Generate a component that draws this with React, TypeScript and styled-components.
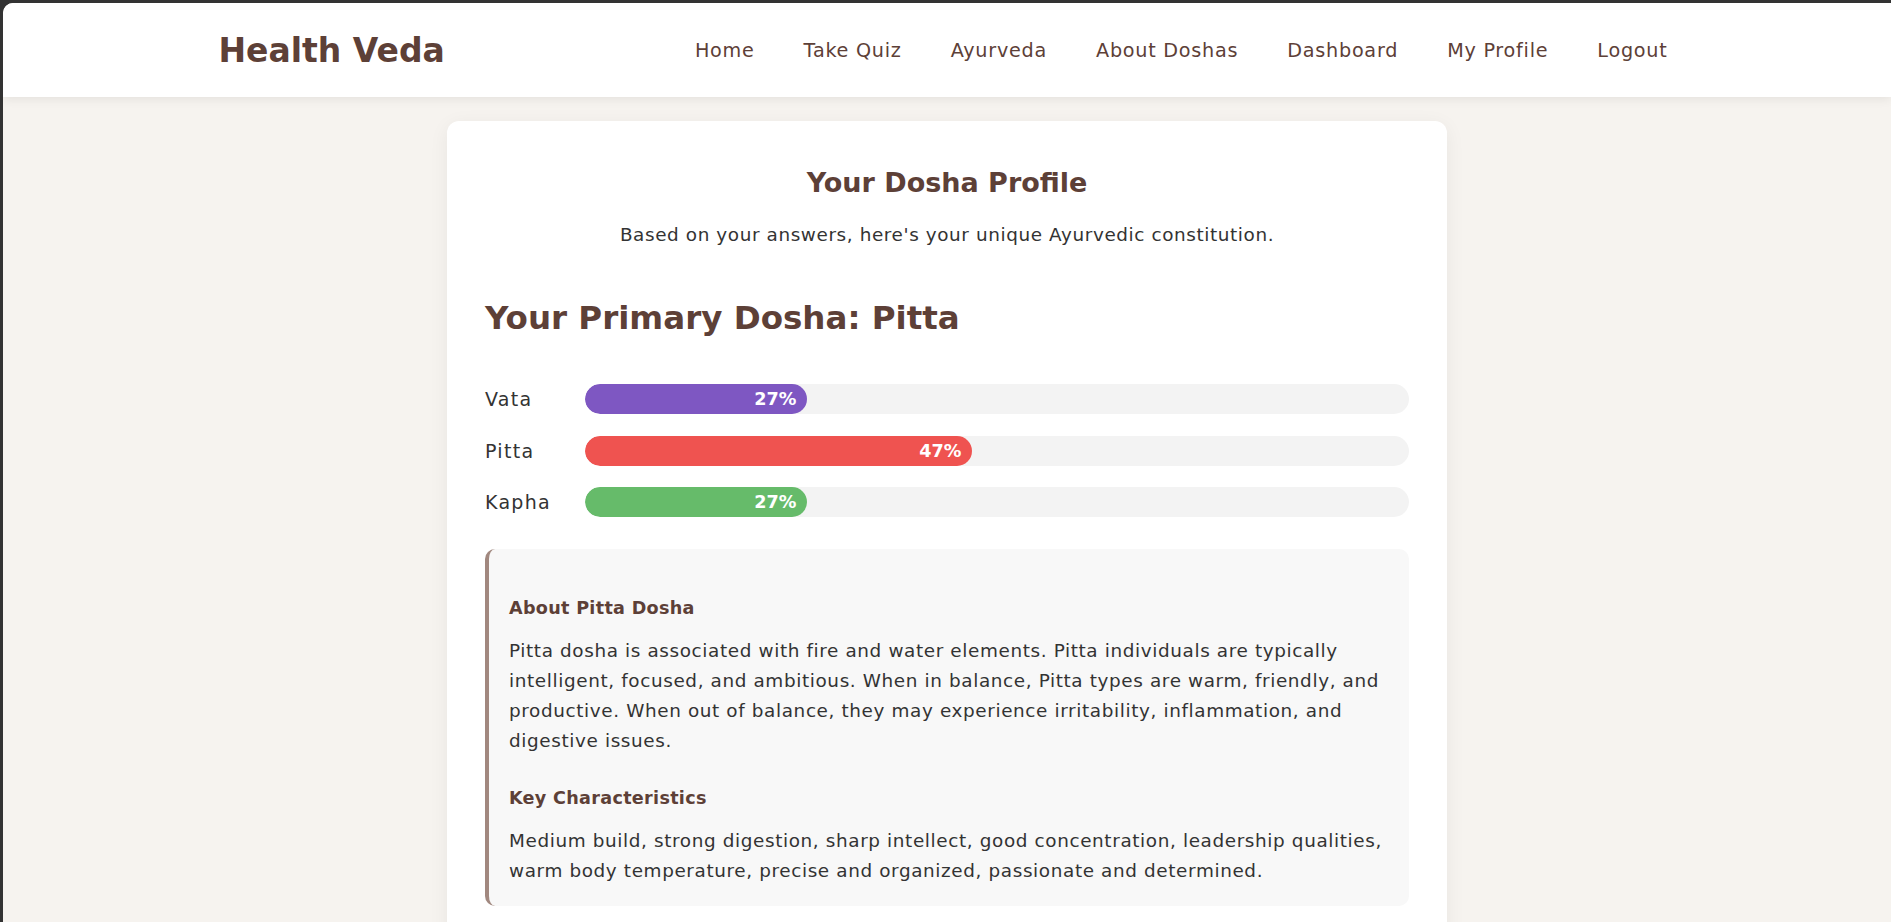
import React from "react";
import styled, { createGlobalStyle } from "styled-components";

const GlobalStyle = createGlobalStyle`
  html, body {
    margin: 0;
    padding: 0;
    background: #333333;
    overflow: hidden;
  }
  body {
    font-family: "DejaVu Sans", "Open Sans", Arial, sans-serif;
    color: #333333;
  }
  * { box-sizing: border-box; }
`;

const Frame = styled.div`
  height: 100vh;
  padding: 3px 0 0 3px;
`;

const Page = styled.div`
  height: 100%;
  background: #f6f3ef;
  border-top-left-radius: 10px;
  overflow: hidden;
`;

const Header = styled.header`
  position: relative;
  z-index: 1;
  height: 94px;
  display: flex;
  align-items: center;
  background: #ffffff;
  box-shadow: 0 2px 10px rgba(0, 0, 0, 0.08);
`;

const HeaderInner = styled.div`
  width: 100%;
  max-width: 1457px;
  margin: 0 auto;
  display: flex;
  align-items: center;
  justify-content: space-between;
`;

const Logo = styled.div`
  font-size: 33px;
  font-weight: 700;
  color: #5d4037;
`;

const Nav = styled.nav`
  display: flex;
  align-items: center;
  gap: 33px;
`;

const NavLink = styled.a`
  padding: 0 8px;
  font-size: 19.2px;
  letter-spacing: 0.75px;
  color: #5d4037;
  text-decoration: none;
`;

const Main = styled.main`
  padding-top: 24px;
`;

const Card = styled.section`
  width: 1000px;
  margin: 0 auto;
  padding: 38px 38px 40px;
  background: #ffffff;
  border-radius: 12px;
  box-shadow: 0 4px 20px rgba(0, 0, 0, 0.06);
`;

const Title = styled.h2`
  margin: 3px 0 0;
  text-align: center;
  font-size: 27px;
  line-height: 42px;
  font-weight: 700;
  color: #5d4037;
`;

const Subtitle = styled.p`
  margin: 16px 0 0;
  text-align: center;
  font-size: 18.4px;
  letter-spacing: 0.6px;
  line-height: 30px;
  color: #333333;
`;

const Primary = styled.h3`
  margin: 44px 0 0;
  font-size: 32.5px;
  line-height: 48px;
  font-weight: 700;
  color: #5d4037;
`;

const Bars = styled.div`
  margin-top: 42px;
  display: flex;
  flex-direction: column;
  gap: 21.5px;
`;

const BarRow = styled.div`
  display: flex;
  align-items: center;
`;

const BarLabel = styled.span`
  width: 100px;
  font-size: 19px;
  letter-spacing: 1.3px;
  color: #333333;
`;

const Track = styled.div`
  flex: 1;
  height: 30px;
  background: #f3f3f3;
  border-radius: 15px;
  overflow: hidden;
`;

const Fill = styled.div<{ $color: string }>`
  height: 100%;
  display: flex;
  align-items: center;
  justify-content: flex-end;
  padding-right: 11px;
  background: ${(p) => p.$color};
  border-radius: 15px;
  color: #ffffff;
  font-size: 17.6px;
  font-weight: 700;
`;

const InfoBox = styled.div`
  margin-top: 32px;
  padding: 17px 8px 20px 20px;
  background: #f8f8f8;
  border-left: 4px solid #a1887f;
  border-radius: 10px;
`;

const InfoTitle = styled.h4`
  margin: 28px 0 14px;
  font-size: 17.6px;
  letter-spacing: 0.3px;
  line-height: 28px;
  font-weight: 700;
  color: #5d4037;
`;

const InfoText = styled.p`
  margin: 0;
  font-size: 18.4px;
  letter-spacing: 0.62px;
  line-height: 30px;
  color: #333333;
`;

const doshas = [
  { name: "Vata", value: 27, color: "#7e57c2" },
  { name: "Pitta", value: 47, color: "#ef5350" },
  { name: "Kapha", value: 27, color: "#66bb6a" },
];

const links = ["Home", "Take Quiz", "Ayurveda", "About Doshas", "Dashboard", "My Profile", "Logout"];

export default function App() {
  return (
    <>
      <GlobalStyle />
      <Frame>
        <Page>
          <Header>
            <HeaderInner>
              <Logo>Health Veda</Logo>
              <Nav>
                {links.map((l) => (
                  <NavLink key={l} href="#">
                    {l}
                  </NavLink>
                ))}
              </Nav>
            </HeaderInner>
          </Header>
          <Main>
            <Card>
              <Title>Your Dosha Profile</Title>
              <Subtitle>Based on your answers, here's your unique Ayurvedic constitution.</Subtitle>
              <Primary>Your Primary Dosha: Pitta</Primary>
              <Bars>
                {doshas.map((d) => (
                  <BarRow key={d.name}>
                    <BarLabel>{d.name}</BarLabel>
                    <Track>
                      <Fill $color={d.color} style={{ width: `${d.value}%` }}>
                        {d.value}%
                      </Fill>
                    </Track>
                  </BarRow>
                ))}
              </Bars>
              <InfoBox>
                <InfoTitle>About Pitta Dosha</InfoTitle>
                <InfoText>
                  Pitta dosha is associated with fire and water elements. Pitta individuals are typically
                  intelligent, focused, and ambitious. When in balance, Pitta types are warm, friendly, and
                  productive. When out of balance, they may experience irritability, inflammation, and
                  digestive issues.
                </InfoText>
                <InfoTitle>Key Characteristics</InfoTitle>
                <InfoText>
                  Medium build, strong digestion, sharp intellect, good concentration, leadership qualities,
                  warm body temperature, precise and organized, passionate and determined.
                </InfoText>
              </InfoBox>
            </Card>
          </Main>
        </Page>
      </Frame>
    </>
  );
}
::::
- _SET TASK_
Restate the full listing verbatim and drop every picture.

- _WRITTEN ANSWER_
Generate a component that draws this with React, TypeScript and styled-components.
import React from "react";
import styled, { createGlobalStyle } from "styled-components";

const GlobalStyle = createGlobalStyle`
  html, body {
    margin: 0;
    padding: 0;
    background: #333333;
    overflow: hidden;
  }
  body {
    font-family: "DejaVu Sans", "Open Sans", Arial, sans-serif;
    color: #333333;
  }
  * { box-sizing: border-box; }
`;

const Frame = styled.div`
  height: 100vh;
  padding: 3px 0 0 3px;
`;

const Page = styled.div`
  height: 100%;
  background: #f6f3ef;
  border-top-left-radius: 10px;
  overflow: hidden;
`;

const Header = styled.header`
  position: relative;
  z-index: 1;
  height: 94px;
  display: flex;
  align-items: center;
  background: #ffffff;
  box-shadow: 0 2px 10px rgba(0, 0, 0, 0.08);
`;

const HeaderInner = styled.div`
  width: 100%;
  max-width: 1457px;
  margin: 0 auto;
  display: flex;
  align-items: center;
  justify-content: space-between;
`;

const Logo = styled.div`
  font-size: 33px;
  font-weight: 700;
  color: #5d4037;
`;

const Nav = styled.nav`
  display: flex;
  align-items: center;
  gap: 33px;
`;

const NavLink = styled.a`
  padding: 0 8px;
  font-size: 19.2px;
  letter-spacing: 0.75px;
  color: #5d4037;
  text-decoration: none;
`;

const Main = styled.main`
  padding-top: 24px;
`;

const Card = styled.section`
  width: 1000px;
  margin: 0 auto;
  padding: 38px 38px 40px;
  background: #ffffff;
  border-radius: 12px;
  box-shadow: 0 4px 20px rgba(0, 0, 0, 0.06);
`;

const Title = styled.h2`
  margin: 3px 0 0;
  text-align: center;
  font-size: 27px;
  line-height: 42px;
  font-weight: 700;
  color: #5d4037;
`;

const Subtitle = styled.p`
  margin: 16px 0 0;
  text-align: center;
  font-size: 18.4px;
  letter-spacing: 0.6px;
  line-height: 30px;
  color: #333333;
`;

const Primary = styled.h3`
  margin: 44px 0 0;
  font-size: 32.5px;
  line-height: 48px;
  font-weight: 700;
  color: #5d4037;
`;

const Bars = styled.div`
  margin-top: 42px;
  display: flex;
  flex-direction: column;
  gap: 21.5px;
`;

const BarRow = styled.div`
  display: flex;
  align-items: center;
`;

const BarLabel = styled.span`
  width: 100px;
  font-size: 19px;
  letter-spacing: 1.3px;
  color: #333333;
`;

const Track = styled.div`
  flex: 1;
  height: 30px;
  background: #f3f3f3;
  border-radius: 15px;
  overflow: hidden;
`;

const Fill = styled.div<{ $color: string }>`
  height: 100%;
  display: flex;
  align-items: center;
  justify-content: flex-end;
  padding-right: 11px;
  background: ${(p) => p.$color};
  border-radius: 15px;
  color: #ffffff;
  font-size: 17.6px;
  font-weight: 700;
`;

const InfoBox = styled.div`
  margin-top: 32px;
  padding: 17px 8px 20px 20px;
  background: #f8f8f8;
  border-left: 4px solid #a1887f;
  border-radius: 10px;
`;

const InfoTitle = styled.h4`
  margin: 28px 0 14px;
  font-size: 17.6px;
  letter-spacing: 0.3px;
  line-height: 28px;
  font-weight: 700;
  color: #5d4037;
`;

const InfoText = styled.p`
  margin: 0;
  font-size: 18.4px;
  letter-spacing: 0.62px;
  line-height: 30px;
  color: #333333;
`;

const doshas = [
  { name: "Vata", value: 27, color: "#7e57c2" },
  { name: "Pitta", value: 47, color: "#ef5350" },
  { name: "Kapha", value: 27, color: "#66bb6a" },
];

const links = ["Home", "Take Quiz", "Ayurveda", "About Doshas", "Dashboard", "My Profile", "Logout"];

export default function App() {
  return (
    <>
      <GlobalStyle />
      <Frame>
        <Page>
          <Header>
            <HeaderInner>
              <Logo>Health Veda</Logo>
              <Nav>
                {links.map((l) => (
                  <NavLink key={l} href="#">
                    {l}
                  </NavLink>
                ))}
              </Nav>
            </HeaderInner>
          </Header>
          <Main>
            <Card>
              <Title>Your Dosha Profile</Title>
              <Subtitle>Based on your answers, here's your unique Ayurvedic constitution.</Subtitle>
              <Primary>Your Primary Dosha: Pitta</Primary>
              <Bars>
                {doshas.map((d) => (
                  <BarRow key={d.name}>
                    <BarLabel>{d.name}</BarLabel>
                    <Track>
                      <Fill $color={d.color} style={{ width: `${d.value}%` }}>
                        {d.value}%
                      </Fill>
                    </Track>
                  </BarRow>
                ))}
              </Bars>
              <InfoBox>
                <InfoTitle>About Pitta Dosha</InfoTitle>
                <InfoText>
                  Pitta dosha is associated with fire and water elements. Pitta individuals are typically
                  intelligent, focused, and ambitious. When in balance, Pitta types are warm, friendly, and
                  productive. When out of balance, they may experience irritability, inflammation, and
                  digestive issues.
                </InfoText>
                <InfoTitle>Key Characteristics</InfoTitle>
                <InfoText>
                  Medium build, strong digestion, sharp intellect, good concentration, leadership qualities,
                  warm body temperature, precise and organized, passionate and determined.
                </InfoText>
              </InfoBox>
            </Card>
          </Main>
        </Page>
      </Frame>
    </>
  );
}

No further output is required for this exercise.